If there is another post-Christmas spike in infections, which seems likely and leads to longer lasting restrictions into January, and February, this could have severe consequences for those hospitality businesses that are already on the brink.

US

US markets have opened higher, with the S&P 500 opening at a new record high, as talks on a new $900bn US stimulus plan look set to drag into the weekend, with a deadline once again getting stretched to it limits.

Tesla shares have jumped to new record highs as it gets set for its debut on the S&P500 on Monday. The shares are already up over 600% this year alone, and since mid-November when it was announced that it would be included in the US benchmark index it has ratcheted up another $200 since then.  

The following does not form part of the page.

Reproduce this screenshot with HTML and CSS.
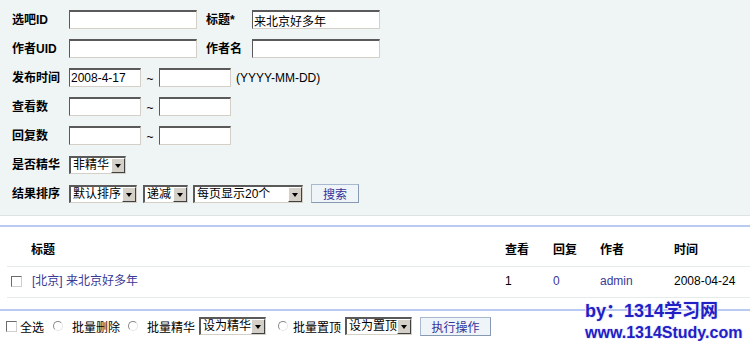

Moderna shares are also slightly lower after the FDA pushed back on reports that emergency approval for use as a second Covid-19 vaccine had been granted overnight. The approval is still likely to be forthcoming, however it appears that some jumping of the gun has taken place It is still a much better candidate than the Pfizer vaccine from a logistical point of view, due to a much higher storage temperature of -20C degrees.

FedEx’s latest Q2 numbers came in much better than expected, revenues coming in at $20.6bn well above expectations, with the average daily package volume rising by 29% over the quarter. Profits were also higher than expected, with EPS coming in at $4.83c a share, above consensus of $4.01c. In light of how good these numbers were, it’s rather surprising that the shares have slipped sharply on the open, however uncertainty about the outlook and a reluctance to offer guidance appears to have prompted some profit taking.

FX

The US dollar is enjoying a bit of an end of week rebound after another week of losses as we get some position squaring at the end of the last full trading week of 2020, with the pound the biggest casualty as trade talks with the EU get pushed closer to the wire, with few signs of any compromise, on the remaining 5-10% of the deal.

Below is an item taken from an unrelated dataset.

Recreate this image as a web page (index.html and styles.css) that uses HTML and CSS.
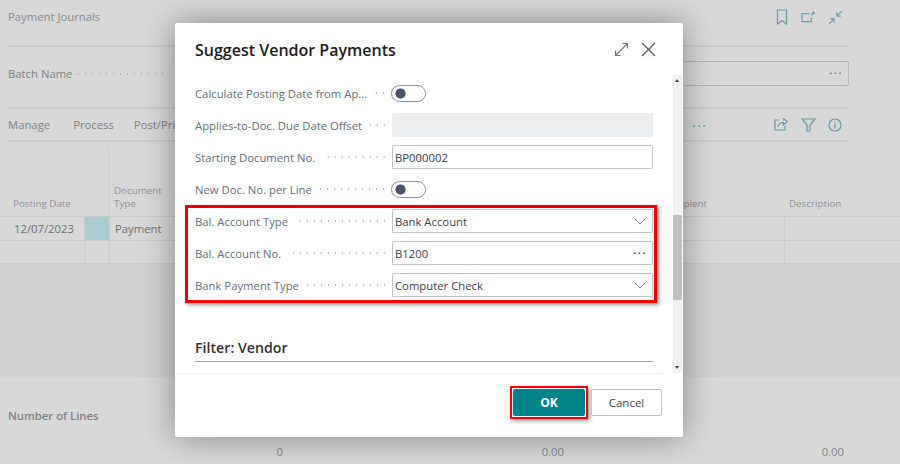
FILE: index.html

```html
<!DOCTYPE html>
<html lang="en">
<head>
  <meta charset="UTF-8">
  <title>Suggest Vendor Payments</title>
  <link rel="stylesheet" href="styles.css">
</head>
<body>

<div class="page">
  <header class="top">
    <span class="top-title">Payment Journals</span>
    <div class="icons">
      <svg width="12" height="16" viewBox="0 0 12 16"><path d="M1.500 1h9v14L6 11.500 1.500 15z"/></svg>
      <svg width="14" height="12" viewBox="0 0 15 12"><path d="M9 2.500H1v8.500h10V6.500"/><path d="M11 4l3-3M12 1h2v2" /></svg>
      <svg width="15" height="15" viewBox="0 0 16 16"><path d="M1 15l5.500-5.500M2.500 9.500h4v4M15 1L9.500 6.500M9.500 2.500v4h4"/></svg>
    </div>
  </header>

  <section class="batch">
    <span class="batch-label">Batch Name</span>
    <span class="leader"></span>
    <div class="batch-field">&middot;&middot;&middot;</div>
  </section>

  <nav class="actions">
    <a>Manage</a>
    <a>Process</a>
    <a>Post/Print</a>
    <span class="actions-more">&middot;&middot;&middot;</span>
    <div class="icons">
      <svg width="14" height="13" viewBox="0 0 14 13"><path d="M5 2H1v10h10V8"/><path d="M4 9c0-3 2.500-4.500 5.500-4.500V7L13.500 3.500 9.500 0.500V2.500"/></svg>
      <svg width="15" height="14" viewBox="0 0 15 14"><path d="M1 1h13L9 7v6H6V7z"/></svg>
      <svg width="14" height="14" viewBox="0 0 14 14"><circle cx="7" cy="7" r="6"/><path d="M7 6v4.500M7 3.500v1.200"/></svg>
    </div>
  </nav>

  <div class="grid-head">
    <span class="col-date">Posting Date</span>
    <span class="col-type">Document<br>Type</span>
    <span class="col-recipient">Recipient</span>
    <span class="col-desc">Description</span>
  </div>
  <div class="grid-row">
    <span class="cell-date">12/07/2023</span>
    <span class="cell-mark cell-teal"></span>
    <span class="cell-type">Payment</span>
    <span class="cell-wide"></span>
    <span class="cell-last"></span>
  </div>
  <div class="grid-row">
    <span class="cell-date"></span>
    <span class="cell-mark"></span>
    <span class="cell-type"></span>
    <span class="cell-wide"></span>
    <span class="cell-last"></span>
  </div>
  <div class="grid-empty"></div>

  <div class="summary">Number of Lines</div>
  <div class="totals">
    <span>0</span>
    <span>0.00</span>
    <span>0.00</span>
  </div>
</div>

<div class="dialog">
  <div class="dialog-head">
    <h2>Suggest Vendor Payments</h2>
    <svg class="dlg-expand" width="15" height="15" viewBox="0 0 15 15"><path d="M1.500 13.500l12-12M8.500 1.500h5v5M1.500 8.500v5h5"/></svg>
    <svg class="dlg-close" width="15" height="15" viewBox="0 0 15 15"><path d="M1 1l13 13M14 1L1 14"/></svg>
  </div>

  <div class="dialog-body">
    <div class="form">
      <div class="row">
        <label>Calculate Posting Date from Ap...</label><span class="leader"></span>
        <span class="toggle"><i></i></span>
      </div>
      <div class="row">
        <label>Applies-to-Doc. Due Date Offset</label><span class="leader"></span>
        <div class="field field-off"></div>
      </div>
      <div class="row">
        <label>Starting Document No.</label><span class="leader"></span>
        <div class="field">BP000002</div>
      </div>
      <div class="row">
        <label>New Doc. No. per Line</label><span class="leader"></span>
        <span class="toggle"><i></i></span>
      </div>

      <div class="marked">
        <div class="row">
          <label>Bal. Account Type</label><span class="leader"></span>
          <div class="field">Bank Account
            <svg class="chev" width="12" height="7" viewBox="0 0 12 7"><path d="M1 1l5 5 5-5"/></svg>
          </div>
        </div>
        <div class="row">
          <label>Bal. Account No.</label><span class="leader"></span>
          <div class="field">B1200<span class="dots">&middot;&middot;&middot;</span></div>
        </div>
        <div class="row">
          <label>Bank Payment Type</label><span class="leader"></span>
          <div class="field">Computer Check
            <svg class="chev" width="12" height="7" viewBox="0 0 12 7"><path d="M1 1l5 5 5-5"/></svg>
          </div>
        </div>
      </div>

      <h3>Filter: Vendor</h3>
    </div>
    <div class="scrollbar">
      <span class="arrow-up"></span>
      <span class="thumb"></span>
      <span class="arrow-down"></span>
    </div>
  </div>

  <div class="dialog-foot">
    <div class="ok-mark"><button class="btn-ok">OK</button></div>
    <button class="btn-cancel">Cancel</button>
  </div>
</div>

</body>
</html>
```

FILE: styles.css

```css
* {
  box-sizing: border-box;
}
body {
  margin: 0;
  width: 900px;
  height: 464px;
  overflow: hidden;
  position: relative;
  background-color: #d8d8d8;
  font-family: 'Open Sans', 'Noto Sans', sans-serif;
  font-size: 11.300px;
  color: #6f7479;
}
.page {
  height: 464px;
  overflow: hidden;
}
.icons {
  display: flex;
  align-items: center;
  margin-left: auto;
}
.icons svg {
  fill: none;
  stroke: #5f9ea3;
  stroke-width: 1.200;
}

/* background page */
.top {
  height: 47px;
  margin: 0 51px 0 8px;
  padding-top: 9px;
  display: flex;
  align-items: flex-start;
  border-bottom: 2px solid #cbcbcb;
}
.top .icons {
  gap: 13px;
  padding-right: 6px;
}
.top-title {
  color: #858a8f;
}
.batch {
  height: 62px;
  margin: 0 51px 0 8px;
  padding-top: 14px;
  display: flex;
  align-items: flex-start;
  border-bottom: 2px solid #cbcbcb;
}
.batch-label {
  color: #7d8287;
  line-height: 25px;
}
.batch .leader {
  flex: 0 0 90px;
  margin: 12px 0 0 4px;
}
.batch-field {
  flex: 1;
  height: 25px;
  margin-left: 72px;
  padding-right: 5px;
  text-align: right;
  line-height: 22px;
  letter-spacing: 1.500px;
  font-weight: 600;
  border: 1px solid #b5b5b5;
  border-radius: 2px;
}
.actions {
  height: 33px;
  margin: 0 51px 0 8px;
  display: flex;
  align-items: center;
  border-bottom: 2px solid #cbcbcb;
  color: #7d8287;
}
.actions a {
  margin-right: 23px;
}
.actions a:nth-child(2) {
  margin-right: 20px;
}
.actions-more {
  position: absolute;
  left: 692px;
  top: 116px;
  color: #5f9ea3;
  font-size: 14px;
  letter-spacing: 1.500px;
}
.actions .icons {
  gap: 12px;
  padding-right: 7px;
}
.actions .icons svg:first-child {
  margin-right: 1px;
}

.grid-head {
  height: 75px;
  display: grid;
  grid-template-columns: 109px 100px 498px 1fr;
  border-bottom: 1px solid #cbcbcb;
  font-size: 9.800px;
  color: #8f9499;
  align-items: end;
  padding-bottom: 6px;
}
.col-date {
  padding-left: 13px;
  position: relative;
}
.col-date::after {
  content: "";
  position: absolute;
  top: -48px;
  bottom: -7px;
  right: 0;
  border-right: 1px solid #cbcbcb;
}
.col-type {
  padding-left: 5px;
  line-height: 13px;
}
.col-recipient {
  text-align: right;
}
.col-desc {
  padding-left: 82px;
}
.grid-row {
  height: 23.500px;
  display: flex;
  border-bottom: 1px solid #cbcbcb;
  line-height: 23px;
  color: #6a6f74;
}
.grid-row span {
  border-right: 1px solid #cbcbcb;
}
.cell-date {
  width: 85px;
  padding-left: 14px;
}
.cell-mark {
  width: 25px;
}
.cell-teal {
  background-color: #a9cdd0;
}
.cell-type {
  width: 100px;
  padding-left: 5px;
}
.cell-wide {
  width: 575px;
}
.cell-last {
  flex: 1;
  border-right: none !important;
}
.grid-empty {
  height: 113px;
  background-color: #d1d1d1;
}
.summary {
  padding: 31px 0 0 8px;
  height: 67px;
  color: #7d8287;
  font-weight: 600;
}
.totals {
  display: grid;
  grid-template-columns: 283px 281px 280px;
  text-align: right;
  color: #82878c;
}

/* dialog */
.dialog {
  position: absolute;
  left: 175px;
  top: 23px;
  width: 508px;
  height: 414px;
  background-color: #fff;
  border-radius: 2px;
  box-shadow: 0 0 32px rgba(0, 0, 0, 0.38);
  color: #66707a;
}
.dialog-head {
  height: 52px;
  padding: 15px 27px 0 20px;
  display: flex;
  align-items: flex-start;
}
.dialog-head h2 {
  margin: 0;
  font-size: 16px;
  font-weight: 600;
  color: #212121;
  line-height: 24px;
}
.dialog-head svg {
  fill: none;
  stroke-width: 1.200;
  margin-top: 4px;
}
.dlg-expand {
  margin-left: auto;
  stroke: #777;
}
.dlg-close {
  margin-left: 12px;
  stroke: #555;
}
.dialog-body {
  height: 299px;
  display: flex;
}
.form {
  width: 487px;
  margin-right: 20px;
  padding: 6px 0 0 20px;
  overflow: hidden;
  border-bottom: 1px solid #ececec;
}
.row {
  display: flex;
  align-items: center;
  height: 24px;
  margin-bottom: 8px;
  width: 458px;
}
.row label {
  white-space: nowrap;
}
.leader {
  flex: 1;
  height: 2px;
  margin: 0 4px 0 8px;
  background-image: radial-gradient(circle, #b5b5b5 0.700px, transparent 0.900px);
  background-size: 7px 2px;
  background-position: right;
}
.field {
  flex: 0 0 261px;
  height: 24px;
  padding-left: 2px;
  border: 1px solid #c3c6cb;
  border-radius: 1px;
  line-height: 23px;
  color: #3d4247;
  position: relative;
}
.field-off {
  background-color: #ebedef;
  border-color: #ebedef;
}
.chev {
  position: absolute;
  right: 6px;
  top: 8px;
  fill: none;
  stroke: #6f7479;
  stroke-width: 1;
}
.dots {
  position: absolute;
  right: 5px;
  top: -1px;
  font-weight: 600;
  letter-spacing: 1.500px;
}
.toggle {
  flex: 0 0 262px;
  height: 17px;
  display: flex;
}
.toggle i {
  display: block;
  width: 35px;
  height: 17px;
  border: 1px solid #8b919a;
  border-radius: 9px;
  background: radial-gradient(circle at 8.500px 7.500px, #47536b 4.800px, transparent 5.300px);
}
.marked {
  width: 472px;
  height: 98px;
  margin: -4px 0 0 -10px;
  padding: 1px 0 0 7px;
  border: 3px solid #f00000;
  box-shadow: 2px 2px 4px rgba(0, 0, 0, 0.4);
  position: relative;
}
.marked .row:last-child {
  margin-bottom: 0;
}
.form h3 {
  width: 458px;
  margin: 34px 0 0;
  padding-bottom: 2px;
  font-size: 14.200px;
  line-height: 22px;
  font-weight: 600;
  color: #333;
  border-bottom: 1px solid #a3a3a3;
}
.scrollbar {
  position: absolute;
  left: 498px;
  top: 52px;
  width: 9px;
  height: 298px;
  background-color: #f1f1f1;
}
.thumb {
  position: absolute;
  left: 0;
  top: 140px;
  width: 9px;
  height: 85px;
  background-color: #c1c1c1;
}
.arrow-up, .arrow-down {
  position: absolute;
  left: 2px;
  width: 0;
  height: 0;
  border-left: 2.500px solid transparent;
  border-right: 2.500px solid transparent;
}
.arrow-up {
  top: 4px;
  border-bottom: 3px solid #444;
}
.arrow-down {
  bottom: 4px;
  border-top: 3px solid #444;
}
.dialog-foot {
  padding: 12px 21px 0 0;
  display: flex;
  justify-content: flex-end;
  align-items: flex-start;
}
.ok-mark {
  padding: 1px;
  border: 2px solid #f00000;
  box-shadow: 2px 2px 4px rgba(0, 0, 0, 0.4);
  margin-right: 3px;
}
button {
  display: block;
  height: 27px;
  font-family: inherit;
  font-size: 12px;
  border-radius: 2px;
}
.btn-ok {
  width: 72px;
  background-color: #00848a;
  color: #fff;
  font-weight: 700;
  border: none;
}
.btn-cancel {
  width: 71px;
  margin-top: 3px;
  background-color: #fff;
  color: #444;
  border: 1px solid #c2c2c2;
  font-size: 11.500px;
  font-weight: 500;
}
```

The EU parliament upped the ante a little by setting a Sunday deadline to ratify a deal, however if the talks do drag into next week EU member states said that they would ignore that deadline if it meant avoiding a no deal outcome on the 1st January 2021, with the EU Council allowing a provisional application without the approval of the parliament.  

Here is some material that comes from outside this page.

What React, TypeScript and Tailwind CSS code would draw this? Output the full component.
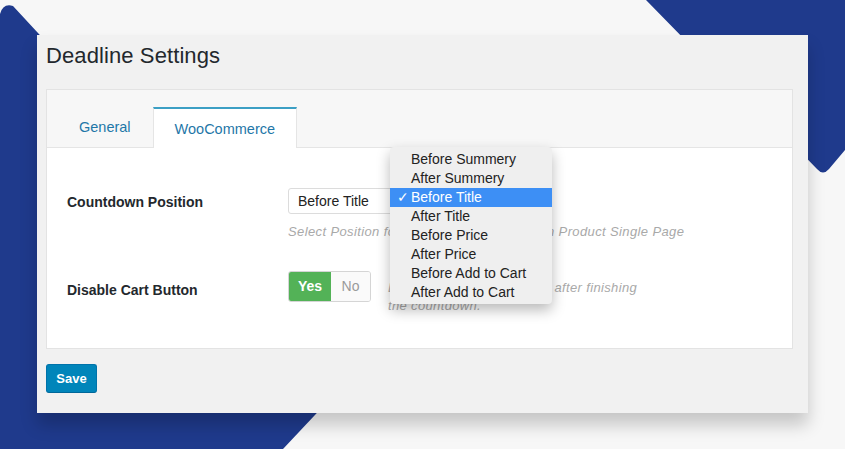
import React from "react";

const items = [
  "Before Summery",
  "After Summery",
  "Before Title",
  "After Title",
  "Before Price",
  "After Price",
  "Before Add to Cart",
  "After Add to Cart",
];

export default function App() {
  return (
    <div
      className="relative w-[845px] h-[449px] overflow-hidden bg-[#f7f7f7]"
      style={{ fontFamily: '"Liberation Sans", Arial, sans-serif' }}
    >
      <svg className="absolute inset-0" width="845" height="449" viewBox="0 0 845 449">
        <path d="M0,14 Q3,3 13,6 L100,100 L611,100 L283,449 L0,449 Z" fill="#1f3a8c" />
        <path d="M646,0 L845,0 L845,150 L829,169 Q823,176 817,169 L750,100 L690,45 Z" fill="#1f3a8c" />
      </svg>

      <div className="relative ml-[37px] mt-[35px] w-[771px] h-[378px] bg-[#f1f1f1] pl-[9px] pr-[15px] shadow-[0_12px_16px_rgba(0,0,0,0.2)]">
        <h1 className="pt-[8px] text-[22px] leading-[26px] text-[#23282d] tracking-[0.1px]">
          Deadline Settings
        </h1>

        <div className="mt-[20px] border border-[#e3e3e3] bg-white">
          <div className="flex items-end h-[58px] pl-[10px] bg-[#f7f7f7] border-b border-[#e5e5e5] text-[14.5px] text-[#1f77a8]">
            <div className="h-[41px] px-[22px] pt-[2px] flex items-center">General</div>
            <div className="h-[41px] px-[21px] pt-[2px] flex items-center bg-white border-t-2 border-t-[#3c9fc4] border-x border-x-[#e5e5e5] -mb-px">
              WooCommerce
            </div>
          </div>

          <div className="h-[200px] pl-[20px] pt-[40px] text-[#23282d]">
            <div className="flex">
              <div className="w-[221px] h-[26px] flex items-center pt-[2px] text-[14px] font-bold">
                Countdown Position
              </div>
              <div className="relative">
                <div className="w-[110px] h-[26px] border border-[#dcdcdc] rounded-[3px] pl-[9px] flex items-center text-[14px] text-[#222]">
                  Before Title
                </div>
                <div className="mt-[10px] text-[13px] leading-[16px] italic tracking-[0.38px] text-[#a9a9a9] whitespace-nowrap">
                  Select Position for the Countdown Timer on Product Single Page
                </div>

                <div className="absolute left-[102px] top-[-41px] w-[162px] h-[157px] bg-[#efefef] shadow-[0_6px_14px_rgba(0,0,0,0.28)] rounded-[4px] pt-[3px] z-20 text-[14px] text-[#222]">
                  {items.map((it) => {
                    const sel = it === "Before Title";
                    return (
                      <div
                        key={it}
                        className={
                          sel
                            ? "relative h-[19px] leading-[19px] pl-[21px] bg-[#3d8ff5] text-white"
                            : "relative h-[19px] leading-[19px] pl-[21px]"
                        }
                      >
                        {sel && <span className="absolute left-[7px] top-0">✓</span>}
                        {it}
                      </div>
                    );
                  })}
                </div>
              </div>
            </div>

            <div className="flex mt-[31px]">
              <div className="w-[221px] h-[33px] flex items-center pt-[5px] text-[14px] font-bold">
                Disable Cart Button
              </div>
              <div className="flex">
                <div className="flex h-[31px] rounded-[3px] overflow-hidden border border-[#d5d5d5] text-[14px]">
                  <div className="w-[42px] bg-[#53b257] text-white font-bold flex items-center justify-center">Yes</div>
                  <div className="w-[39px] bg-[#fafafa] text-[#9a9a9a] flex items-center justify-center">No</div>
                </div>
                <div className="ml-[17px] mt-[8px] text-[13px] leading-[18px] italic tracking-[0.35px] text-[#a9a9a9] whitespace-nowrap">
                  Disable Add to Cart Button after finishing
                  <br />
                  the countdown.
                </div>
              </div>
            </div>
          </div>
        </div>

        <button className="mt-[15px] h-[29px] w-[51px] rounded-[3px] bg-[#0085ba] border border-[#0073aa] border-b-[#006799] text-white text-[13px] font-bold">
          Save
        </button>
      </div>
    </div>
  );
}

UK retail sales for November declined by 3.8% which was slightly better than expected, however when you take fuel out of the equation, the fall was only 2.6%, while the October numbers were revised higher by 0.1%. to 1.3%.

The better-than-expected numbers for November show that even though the economy was locked down, and a lot of hospitality and retail was closed, the online part was able to pick up some of the slack, with a rise of 31.4%. Nonetheless it was still the first negative print since the end of the first lockdown. On a more positive note, consumer confidence improved in December to -26, from -33 in November, probably as a result over the news of a vaccine rollout.

Commodities

Copper prices have been on a tear of late, moving up to seven-year highs on speculation that a focus on renewable energy and a green agenda will carry the red metal to levels last seen in 2011, when it hit record highs. Copper is certainly a key component in electrical wiring and with the growing popularity of electric vehicles along with other battery-operated technology, and other renewables, demand for copper could well outstrip supply, over the next few years. However, given the move towards a greener and more environmentally friendly world I’m not sure more copper mines are the answer to a greener world.     

Gold prices have slipped back after some decent gains this week as the US dollar benefits from some end of week strength, and position adjustment.  

Bitcoin prices have continued their recent resilience, with little in the way of a dip thus far after breaking above its previous record highs, just below $20,000 earlier this week.

Crude oil prices have maintained their recent buoyancy, hitting new nine month highs, helped in some part by optimism that the vaccine rollouts starting to get underway will outweigh the short term negatives of rising coronavirus cases, and the prospect of more lockdowns in the New Year.